養成所でダメ出しをする担当社員は数人いたのだが、その中でも木佐さんのダメ出しは、僕の見方と一致することが多かった。
その木佐さんから「お前らやっぱりあかんな」と言われたのだ。
これを言われたときの僕の気持ちは、こうだった。
"よかった。適切なことを言ってくれた。"
いや、ショック受けたとかじゃないんかい!という感じですよね。
これは、どういうことかといいますと。。
実のところ。
僕達ジルはこの頃、養成所でウケたりする中で、周囲から過大評価されてたんですね。
以前、vol.59.お笑いの化学反応(お笑い初期衝動|奥山ツンヂ|note)で『化学反応が起きるときは、ダメな部分は不思議なほどバレない』なんて話をしたことがあったが。まさにそれで。

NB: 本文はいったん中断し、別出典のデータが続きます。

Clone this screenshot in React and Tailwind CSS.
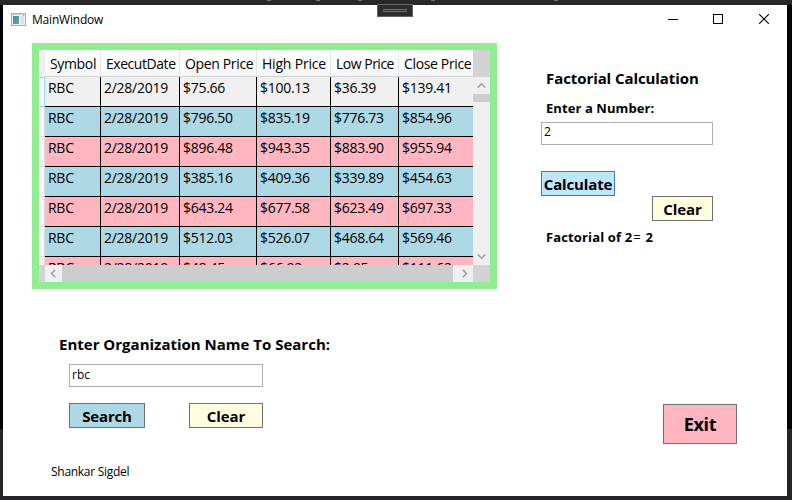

ダメな部分がバレずに、気がつけば、僕達は過大評価になっていた。
更にいうと。田中三球は正直、天狗になりかけてました。
田中三球の自己主張が、次第に強くなっていき。
彼好みのマニアックな方向にいきすぎているように僕は感じたが、天狗になりかけてる状態では、僕の意見を素直に聞き入れないことも増えてくる。
それらの僕達の状況を、養成所担当社員の木佐さんは絶妙に察知していたのではないか。
そんな気がしてならない。
現にこの頃、木佐さんが僕に「君ももっと意見言っていった方がいいんちゃうか」と口にしたこともあった。
おそらく木佐さんも、"田中三球色になり過ぎてる"と感じていたのだ。
木佐さんの「お前らやっぱりあかんな。」という言葉。
これの意味するところは、きっと、こういうことだっただろう。
"今までお前らのことおもろいように見えてたけど、ひょっとしたら俺も過大評価してしまってるかもと思ってた。今回でわかった。やっぱり過大評価してたと。お前らはまだ未熟。それなのに天狗になって、変な方向にいってしまってるのなら、ここらでその鼻を折った方がいい。"
そんな思いを凝縮した一言が「お前らやっぱりあかんな」であったように、僕には思えた。
この頃ややコンビ仲もギクシャクしていたので、僕の進言では、田中三球はムキになってしまいがちで、その鼻を折るのは難しかった。
そんなタイミングでの木佐さんの「お前らやっぱりあかんな」は、僕達が我に返り、軌道修正するきっかけとして効果的な言葉かもしれない。
そう思った僕は、適切なことを言ってくれたと感じたのだ。
説得力のある誰かに、「お前らやっぱりあかんな」をむしろ言ってほしいと、僕は心のどこかで感じていたのだ。